SPANISH FORK, Utah (ABC4) – You’ve probably heard the term “second chance prom,” but what about a second chance homecoming?

Well, that’s exactly what students at a Spanish Fork charter school are getting Saturday night.

Katina Stephens is an alum of American Leadership Academy and runs a makeup business in Spanish Fork. Her business is one of the many stepping up to put on this “Homecoming 2.0.”

She says she wanted to do something to lift the spirits of students who felt let down, while making sure her alma mater was shown in a positive light.

What was supposed to be a special evening for a group of high school students at their homecoming dance turned into what could be called an emotionally traumatizing experience.

But nearly two weeks later, those students will get the homecoming experience they were hoping for in the first place.

The “make-up dance” is being spearheaded by Katina Stephens, who says planning the event started with a conversation with the school’s homecoming queen.

“She added to me to a group chat with some other parents and it kind of snowballed from there,” says Stephens.

Her company, “Makeup by Katina,” was able to foot the bill to secure a venue, date and time at Emerald Eve Event Center in Salem.

Stephens says several parents also chipped in to help, as well as a local DJ and photographer offering up their services.

Students claim the administration turned away over 60 girls from their homecoming dance on September 24th because of dress code violations.

Days after the incident, amid controversy, the school released a statement saying that after they reviewed footage from the event, around 14 girls had been turned away.
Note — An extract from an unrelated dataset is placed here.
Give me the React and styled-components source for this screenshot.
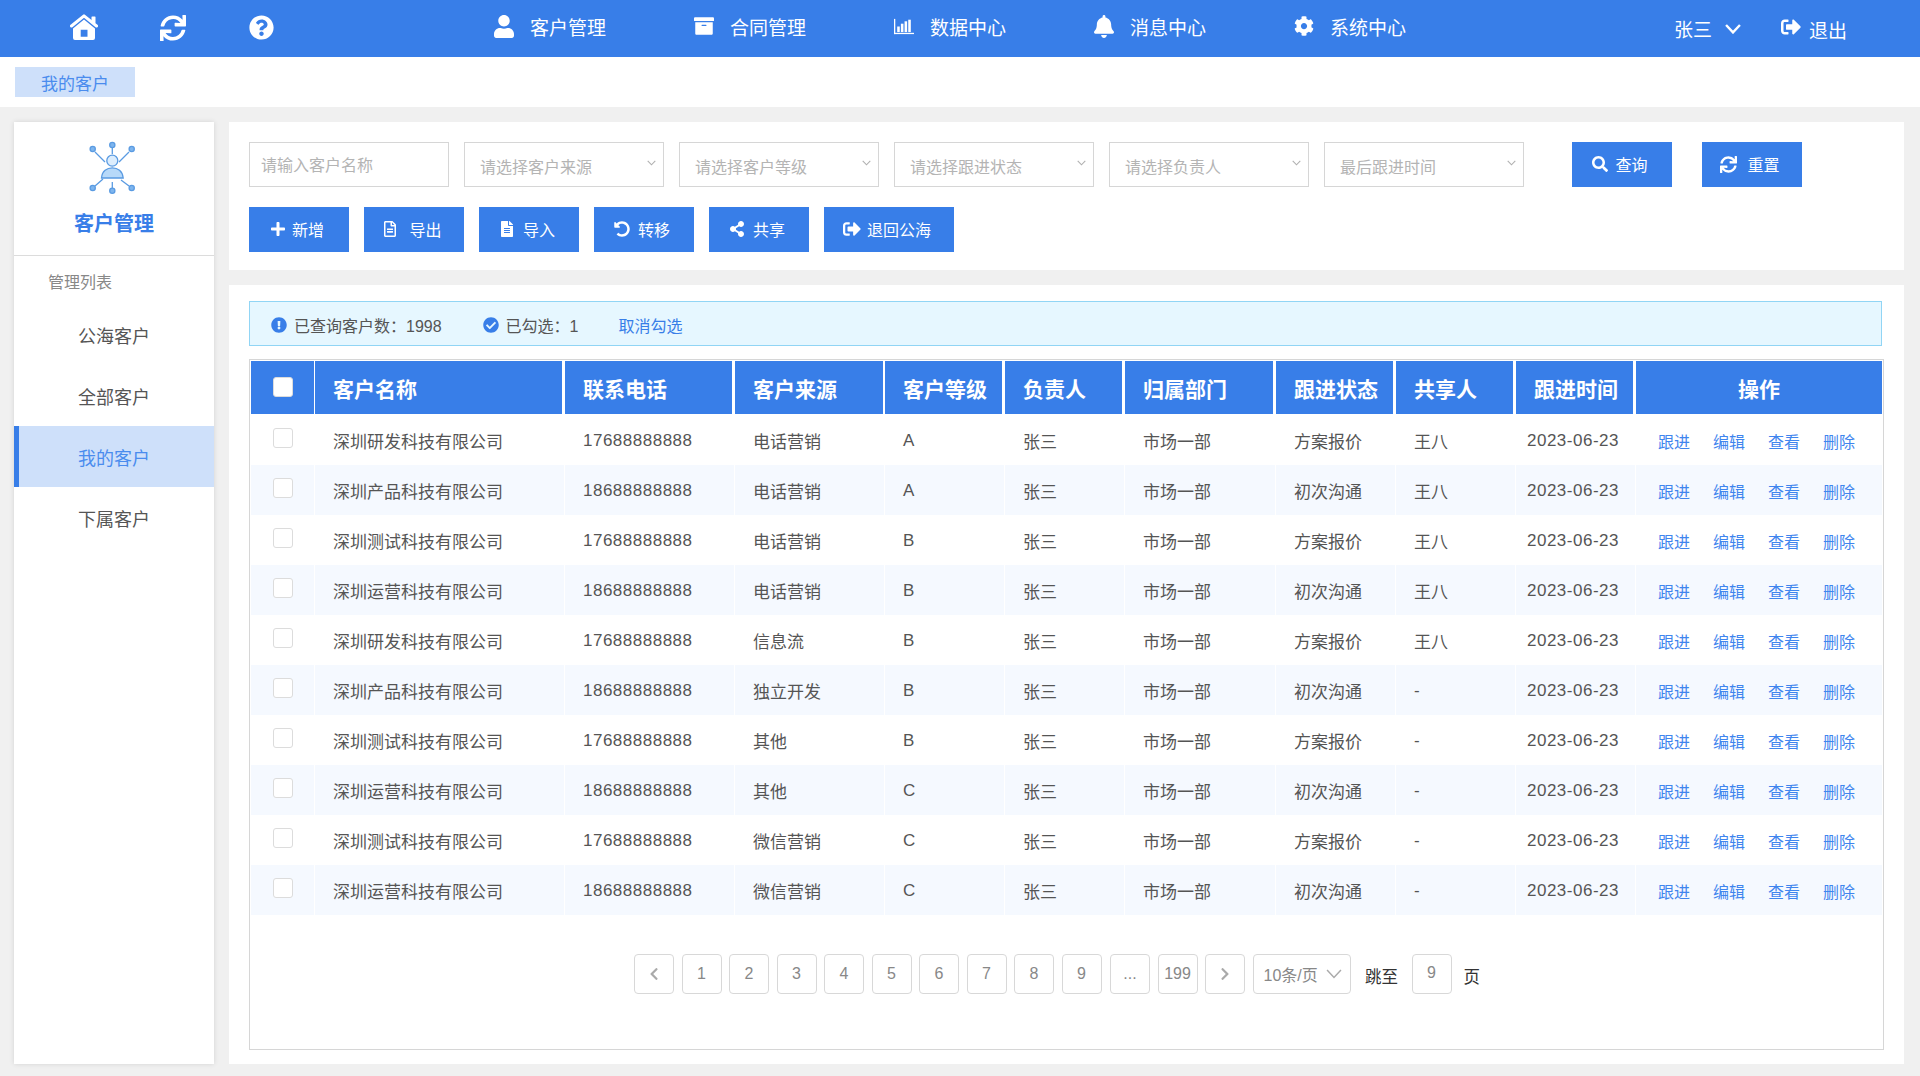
import React from "react";
import styled, { createGlobalStyle } from "styled-components";
import {
  FaSync, FaQuestionCircle, FaUser, FaArchive, FaBell, FaCog, FaSignOutAlt, FaSearch, FaPlus,
  FaRegFileAlt, FaFileAlt, FaUndoAlt, FaShareAlt, FaExclamationCircle, FaCheckCircle, FaChevronLeft, FaChevronRight,
} from "react-icons/fa";

const BLUE = "#387ee8";
const FONT = `"Liberation Sans", "Noto Sans CJK SC", sans-serif`;

const Global = createGlobalStyle`
  html, body { margin: 0; padding: 0; background: #f0f0f0; font-family: ${FONT}; color: #555; overflow: hidden; }
  * { box-sizing: border-box; }
`;

const Page = styled.div`width: 1920px; height: 1076px; display: flex; flex-direction: column;`;

const TopBar = styled.header`height: 57px; background: ${BLUE}; color: #fff; display: flex; align-items: center; flex: none;`;
const QuickIcons = styled.div`width: 494px; padding: 0 0 2px 39px; display: flex; align-items: center; flex: none;`;
const QuickIcon = styled.span`width: 89px; display: flex; justify-content: center; align-items: center;`;
const NavItem = styled.div`width: 200px; display: flex; align-items: center; font-size: 19px; flex: none; padding-bottom: 5px;`;
const NavIcon = styled.span`width: 20px; margin-right: 16px; display: flex; justify-content: center; flex: none;`;
const UserArea = styled.div`margin-left: auto; padding: 1px 73px 0 0; display: flex; align-items: center; font-size: 19px;`;
const UserName = styled.span`margin: -1px 13px 0 0;`;
const LogoutIcon = styled.span`display: flex; margin: -4px 8px 0 40px;`;

const CrumbBar = styled.div`height: 50px; background: #fff; padding: 10px 15px; flex: none;`;
const Crumb = styled.div`width: 120px; height: 30px; background: #cee0fa; color: #4a8cee; font-size: 17px; display: flex; align-items: center; justify-content: center;`;

const Body = styled.div`flex: 1; display: flex; gap: 15px; padding: 15px 16px 12px 14px; min-height: 0;`;
const Side = styled.aside`width: 200px; background: #fff; box-shadow: 0 0 5px rgba(0,0,0,.12); flex: none;`;
const Brand = styled.div`height: 134px; border-bottom: 1px solid #dcdcdc; padding-top: 16px; display: flex; flex-direction: column; align-items: center;`;
const BrandTitle = styled.div`color: ${BLUE}; font-weight: 700; font-size: 20px; line-height: 26px; padding-top: 1px;`;
const SideLabel = styled.div`height: 48px; padding: 13px 0 0 34px; font-size: 16px; line-height: 28px; color: #888;`;
const SideItem = styled.div`
  height: 61px; display: flex; align-items: center; justify-content: center; font-size: 18px;
  color: ${(p) => (p.$active ? "#4a8cee" : "#555")};
  background: ${(p) => (p.$active ? "#cee0fa" : "transparent")};
  border-left: 5px solid ${(p) => (p.$active ? BLUE : "transparent")};
  padding-right: 5px;
`;

const Main = styled.main`flex: 1; display: flex; flex-direction: column; gap: 15px; min-width: 0;`;
const FilterPanel = styled.section`height: 148px; background: #fff; padding: 20px 20px 0; flex: none;`;
const FilterRow = styled.div`display: flex; gap: 15px; height: 45px;`;
const ActionRow = styled.div`display: flex; gap: 15px; margin-top: 20px; height: 45px;`;
const TextInput = styled.input`
  width: 200px; height: 45px; border: 1px solid #d6d6d6; padding: 2px 11px 0; font: 16px ${FONT}; outline: none;
  &::placeholder { color: #b4b4b4; opacity: 1; }
`;
const SelectBox = styled.div`
  width: 200px; height: 45px; border: 1px solid #d6d6d6; padding: 3px 7px 0 15px;
  color: #b4b4b4; font-size: 16px; display: flex; align-items: center; justify-content: space-between;
`;
const Chevron = styled.svg`display: block; flex: none; margin-top: -7px;`;
const QueryButton = styled.button`
  width: 100px; height: 45px; border: 0; background: ${BLUE}; color: #fff; font: 16px ${FONT}; padding: 0 4px 1px 0;
  display: flex; align-items: center; justify-content: center; gap: ${(p) => p.$gap || 8}px; flex: none;
  margin-left: ${(p) => p.$ml || 0}px;
`;
const WideButton = styled(QueryButton)`width: 130px;`;

const TablePanel = styled.section`flex: 1; background: #fff; padding: 16px 20px 14px; display: flex; flex-direction: column; min-height: 0;`;
const InfoBar = styled.div`
  width: 1633px; height: 45px; background: #e6f7ff; border: 1px solid #91d5f5; display: flex; align-items: center;
  font-size: 16px; padding: 3px 0 0 21px; color: #555; flex: none;
`;
const InfoIcon = styled.span`display: flex; margin: 0 7px 0 0; color: ${BLUE};`;
const InfoText = styled.span`margin-right: ${(p) => p.$mr}px;`;
const InfoLink = styled.span`color: ${BLUE};`;

const TableBox = styled.div`margin-top: 13px; width: 1635px; height: 691px; border: 1px solid #d6d6d6; padding: 1px; display: flex; flex-direction: column;`;
const Table = styled.table`width: 1631px; table-layout: fixed; border-collapse: separate; border-spacing: 0;`;
const Th = styled.th`
  height: 53px; background: ${BLUE}; color: #fff; font-size: 21px; font-weight: 700; padding: 1px 0 0 18px;
  text-align: ${(p) => p.$align || "left"}; border-right: ${(p) => p.$gap}px solid #fff;
`;
const ActionTh = styled(Th)`padding-left: 0;`;
const CheckTh = styled(Th)`padding: 0 0 0 1px; text-align: center;`;
const Tr = styled.tr`background: ${(p) => (p.$alt ? "#f5f9ff" : "#fff")}; height: 50px; &:first-child { height: 51px; }`;
const Td = styled.td`
  padding: 1px 0 0 18px; font-size: 17px; color: #555; white-space: nowrap; border-right: 1px solid #fff; overflow: hidden;
  &:last-child { border-right: 0; }
`;
const NumTd = styled(Td)`padding-top: 2px; letter-spacing: .5px;`;
const TimeTd = styled(NumTd)`padding-left: 11px;`;
const CheckTd = styled(Td)`padding: 0 0 0 1px; text-align: center;`;
const OpTd = styled(Td)`padding: 2px 0 0 22px;`;
const Check = styled.span`
  display: inline-block; width: 20px; height: 20px; border: 1px solid #dcdcdc; border-radius: 3px; background: #fff;
  vertical-align: middle; position: relative; top: -2px;
`;
const Ops = styled.div`display: flex; gap: 23px;`;
const OpLink = styled.span`color: #3f85ee; font-size: 16px;`;

const Pager = styled.div`display: flex; align-items: flex-start; gap: 7.5px; padding: 39px 0 0 383px;`;
const PageBtn = styled.div`
  width: 40px; height: 40px; border: 1px solid #d8d8d8; border-radius: 4px; background: #fff; color: #888; font-size: 16px;
  display: flex; align-items: center; justify-content: center; flex: none;
`;
const GapPageBtn = styled(PageBtn)`margin-left: 1px;`;
const PageSize = styled(PageBtn)`width: 98px; justify-content: flex-start; padding-left: 10px; gap: 8px; white-space: nowrap;`;
const JumpLabel = styled.span`font-size: 16.5px; color: #333; line-height: 46px; margin: 0 6px 0 7px;`;
const PageEnd = styled.span`font-size: 16.5px; color: #333; line-height: 46px; margin-left: 4.5px;`;
const JumpInput = styled(PageBtn)`padding-bottom: 3px;`;

const HomeIcon = () => (
  <svg width="28" height="27" viewBox="0 0 28 27" fill="#fff">
    <path d="M1.5 12 14 1.8 26.5 12" fill="none" stroke="#fff" strokeWidth="3" strokeLinecap="round" strokeLinejoin="round" />
    <rect x="21.5" y="2.5" width="4" height="6.5" rx=".6" />
    <path fillRule="evenodd" d="M3 14.5 14 5.6l11 8.9V24a2 2 0 0 1-2 2H5a2 2 0 0 1-2-2ZM10.7 15.8v7h6.8v-7Z" />
  </svg>
);
const ChartIcon = () => (
  <svg width="25" height="19" viewBox="0 0 25 19" fill="#fff">
    <rect x="0" y="0" width="1.6" height="19" />
    <rect x="0" y="17.4" width="25" height="1.6" />
    <rect x="4" y="9.5" width="3.2" height="7" />
    <rect x="8.6" y="6" width="3.2" height="10.5" />
    <rect x="13.2" y="3" width="3.2" height="13.5" />
    <rect x="17.8" y="1" width="3.2" height="15.5" />
  </svg>
);
const Logo = () => (
  <svg width="90" height="72" viewBox="0 8 90 72">
    <g stroke="#5a9be2" strokeWidth="1.3" fill="none">
      <path d="M26 22 36 32M43.3 18V24M60 22 50 32M34 49 26 56M43.3 52V58M52 50 60 56" />
      <circle cx="23.7" cy="19" r="2.6" fill="#7eb5ee" />
      <circle cx="43.3" cy="15" r="2.6" fill="#7eb5ee" />
      <circle cx="62.7" cy="19" r="2.6" fill="#7eb5ee" />
      <circle cx="23.7" cy="58" r="2.6" fill="#7eb5ee" />
      <circle cx="43.3" cy="60.7" r="2.6" fill="#7eb5ee" />
      <circle cx="62.7" cy="58" r="2.6" fill="#7eb5ee" />
      <circle cx="43.3" cy="30.7" r="5.5" fill="#dcedfd" />
      <path d="M32.5 48C33 41 38 37.8 43.3 37.8S53.6 41 54.2 48Z" fill="#b7d9f9" />
    </g>
  </svg>
);
const SmallChevron = () => (
  <Chevron width="9" height="6" viewBox="0 0 9 6"><path d="M.7.8 4.5 4.8 8.3.8" fill="none" stroke="#b0b0b0" strokeWidth="1.1" /></Chevron>
);
const ThinChevron = ({ w, color, sw }) => (
  <svg width={w} height={w * 0.62} viewBox="0 0 16 10" style={{ display: "block" }}><path d="M1 1 8 8.5 15 1" fill="none" stroke={color} strokeWidth={sw} /></svg>
);

const nav = [
  [<FaUser size={23} />, "客户管理"],
  [<FaArchive size={20} />, "合同管理"],
  [<ChartIcon />, "数据中心"],
  [<FaBell size={23} />, "消息中心"],
  [<FaCog size={20} />, "系统中心"],
];
const filters = ["请选择客户来源", "请选择客户等级", "请选择跟进状态", "请选择负责人", "最后跟进时间"];
const cols = [
  ["客户名称", 250, 3], ["联系电话", 170, 3], ["客户来源", 150, 2], ["客户等级", 120, 3], ["负责人", 120, 3],
  ["归属部门", 151, 3], ["跟进状态", 120, 3], ["共享人", 120, 3],
];
const names = ["研发", "产品", "测试", "运营", "研发", "产品", "测试", "运营", "测试", "运营"];
const sources = ["电话营销", "电话营销", "电话营销", "电话营销", "信息流", "独立开发", "其他", "其他", "微信营销", "微信营销"];
const levels = ["A", "A", "B", "B", "B", "B", "B", "C", "C", "C"];

const rows = names.map((n, i) => ({
  name: `深圳${n}科技有限公司`,
  phone: i % 2 ? "18688888888" : "17688888888",
  source: sources[i],
  level: levels[i],
  status: i % 2 ? "初次沟通" : "方案报价",
  share: i < 5 ? "王八" : "-",
}));

export default function App() {
  return (
    <Page>
      <Global />
      <TopBar>
        <QuickIcons>
          <QuickIcon><HomeIcon /></QuickIcon>
          <QuickIcon><FaSync size={26} /></QuickIcon>
          <QuickIcon><FaQuestionCircle size={25} /></QuickIcon>
        </QuickIcons>
        {nav.map(([icon, label]) => (
          <NavItem key={label}><NavIcon>{icon}</NavIcon>{label}</NavItem>
        ))}
        <UserArea>
          <UserName>张三</UserName>
          <ThinChevron w={16} color="#fff" sw={2.4} />
          <LogoutIcon><FaSignOutAlt size={20} /></LogoutIcon>
          退出
        </UserArea>
      </TopBar>
      <CrumbBar><Crumb>我的客户</Crumb></CrumbBar>
      <Body>
        <Side>
          <Brand>
            <Logo />
            <BrandTitle>客户管理</BrandTitle>
          </Brand>
          <SideLabel>管理列表</SideLabel>
          <SideItem>公海客户</SideItem>
          <SideItem>全部客户</SideItem>
          <SideItem $active>我的客户</SideItem>
          <SideItem>下属客户</SideItem>
        </Side>
        <Main>
          <FilterPanel>
            <FilterRow>
              <TextInput placeholder="请输入客户名称" />
              {filters.map((f) => (
                <SelectBox key={f}>{f}<SmallChevron /></SelectBox>
              ))}
              <QueryButton $ml={33} $gap={7}><FaSearch size={16} />查询</QueryButton>
              <QueryButton $ml={15} $gap={10}><FaSync size={17} />重置</QueryButton>
            </FilterRow>
            <ActionRow>
              <QueryButton $gap={6}><FaPlus size={16} />新增</QueryButton>
              <QueryButton $gap={11}><FaRegFileAlt size={16} />导出</QueryButton>
              <QueryButton><FaFileAlt size={16} />导入</QueryButton>
              <QueryButton><FaUndoAlt size={16} />转移</QueryButton>
              <QueryButton><FaShareAlt size={16} />共享</QueryButton>
              <WideButton $gap={6}><FaSignOutAlt size={18} />退回公海</WideButton>
            </ActionRow>
          </FilterPanel>
          <TablePanel>
            <InfoBar>
              <InfoIcon><FaExclamationCircle size={16} /></InfoIcon>
              <InfoText $mr={41}>已查询客户数：1998</InfoText>
              <InfoIcon><FaCheckCircle size={16} /></InfoIcon>
              <InfoText $mr={40}>已勾选：1</InfoText>
              <InfoLink>取消勾选</InfoLink>
            </InfoBar>
            <TableBox>
              <Table>
                <colgroup>
                  <col style={{ width: 64 }} />
                  {cols.map(([h, w]) => <col key={h} style={{ width: w }} />)}
                  <col style={{ width: 120 }} />
                  <col style={{ width: 246 }} />
                </colgroup>
                <thead>
                  <tr>
                    <CheckTh $gap={1}><Check /></CheckTh>
                    {cols.map(([h, , g]) => <Th key={h} $gap={g}>{h}</Th>)}
                    <Th $gap={3}>跟进时间</Th>
                    <ActionTh $gap={0} $align="center">操作</ActionTh>
                  </tr>
                </thead>
                <tbody>
                  {rows.map((r, i) => (
                    <Tr key={i} $alt={i % 2 === 1}>
                      <CheckTd><Check /></CheckTd>
                      <Td>{r.name}</Td>
                      <NumTd>{r.phone}</NumTd>
                      <Td>{r.source}</Td>
                      <NumTd>{r.level}</NumTd>
                      <Td>张三</Td>
                      <Td>市场一部</Td>
                      <Td>{r.status}</Td>
                      <Td>{r.share}</Td>
                      <TimeTd>2023-06-23</TimeTd>
                      <OpTd>
                        <Ops>
                          <OpLink>跟进</OpLink><OpLink>编辑</OpLink><OpLink>查看</OpLink><OpLink>删除</OpLink>
                        </Ops>
                      </OpTd>
                    </Tr>
                  ))}
                </tbody>
              </Table>
              <Pager>
                <PageBtn><FaChevronLeft size={14} color="#aaa" /></PageBtn>
                {["1", "2", "3", "4", "5", "6", "7", "8", "9"].map((n) => <PageBtn key={n}>{n}</PageBtn>)}
                <GapPageBtn>...</GapPageBtn>
                <PageBtn>199</PageBtn>
                <PageBtn><FaChevronRight size={14} color="#aaa" /></PageBtn>
                <PageSize>10条/页<ThinChevron w={16} color="#aaa" sw={1.5} /></PageSize>
                <JumpLabel>跳至</JumpLabel>
                <JumpInput>9</JumpInput>
                <PageEnd>页</PageEnd>
              </Pager>
            </TableBox>
          </TablePanel>
        </Main>
      </Body>
    </Page>
  );
}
Stephens believes this may have arisen from a simple misunderstanding of what the dress code rules are.

“It would really be a smart move for students and administration to come together and lay out a very clear understanding of what is and isn’t acceptable,” Stephens says.

In our previous report, American Leadership Academy officials say students attending the dance knew dress code requirements prior to purchasing their tickets.

However, the school did offer an apology to those students who may have felt embarrassed or humiliated.

Senior Isabella Irvine, who attended the dance but was later asked to leave, spoke to ABC4 after the incident, saying, “It’s embarrassing, I was like ‘why am I being asked to leave right now when I paid to be here? You let me in first so why is a problem there later?”

Stephens says her hope is this make-up dance will serve as a way to lift the spirits of the students at her former school: “I want all of the students there to know they are beautiful; they have nothing to be ashamed of and don’t let anyone else dull your shine.”

ABC4 reached out to American Leadership Academy for an updated response but didn’t hear back.

Stephens is under the impression that the school is somewhat supportive of the make-up dance, and says they expect about 200 students to attend.